Ce qui se ressemble s’assemble, comme on dit plaisamment. Plus nous ressemblons à Jésus, plus nous serons à même de nous laisser attirer par lui. Il nous l’a promis : « Moi, une fois élevé de terre, j’attirerai tous les hommes à moi[11] ». Ces paroles s’appliquent à l’Ascension, bien sûr, mais aussi à la crucifixion. « L’élévation sur la croix signifie et annonce l’élévation de l’Ascension au ciel[12] ». Si nous acceptons de nous laisser attirer par Jésus, nous serons conduits, immanquablement, sur la voie de la croix. Pour vivre avec le Christ dans sa gloire, il faut d’abord être cloué, avec lui, sur la croix. Notre propre ascension est un chemin avec le crucifié. C’est la joie de la croix : « Heureux êtes-vous quand on vous insultera, qu’on vous persécutera, et qu’on dira faussement contre vous toute sorte d’infamie à cause de moi. Soyez dans la joie et l’allégresse, car votre récompense sera grande dans les cieux[13] ».
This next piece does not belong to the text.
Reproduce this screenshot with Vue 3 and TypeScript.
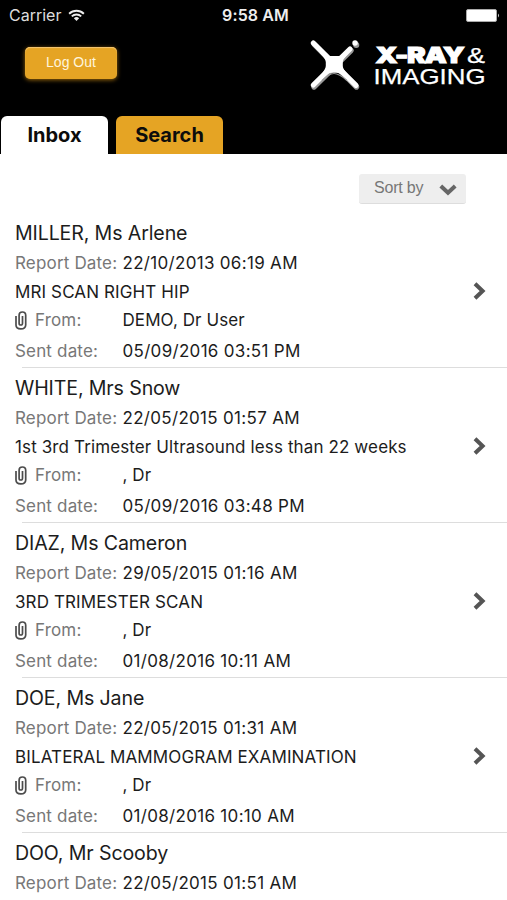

Peu de temps après l’Ascension, il est donné aux apôtres de mettre en pratique cette béatitude : après avoir été arrêtés et battus de verges par les Sanhédrites, les apôtres s’en retournent, nous rapporte saint Luc, « tout joyeux d’avoir été jugés dignes de subir des outrages pour le Nom de Jésus[14] ». Cette joie dépasse les forces humaines, elle est un fruit de l’Esprit-Saint, que les apôtres avaient reçu quelques jours auparavant. Savons-nous, nous aussi, souffrir joyeusement pour le Nom de Jésus ? Nous n’aurons peut-être pas à témoigner de notre foi jusqu’à verser notre sang pour le Christ – encore que cette éventualité se fasse chaque jour plus plausible. Mais apprenons, dès aujourd’hui, à aimer les croix, petites et grandes, qui se plantent dans notre cœur. Parce qu’elle nous unit à Jésus, la croix est source de joie.
Joie de la joie de Jésus, joie de l’espérance, joie de la présence, joie de la croix. Telles sont les quatre joies des apôtres en ce jour de l’Ascension, telles sont aussi les nôtres. Oui, « aujourd’hui notre Seigneur Jésus Christ monte au ciel ; que notre cœur y monte avec lui[15] ».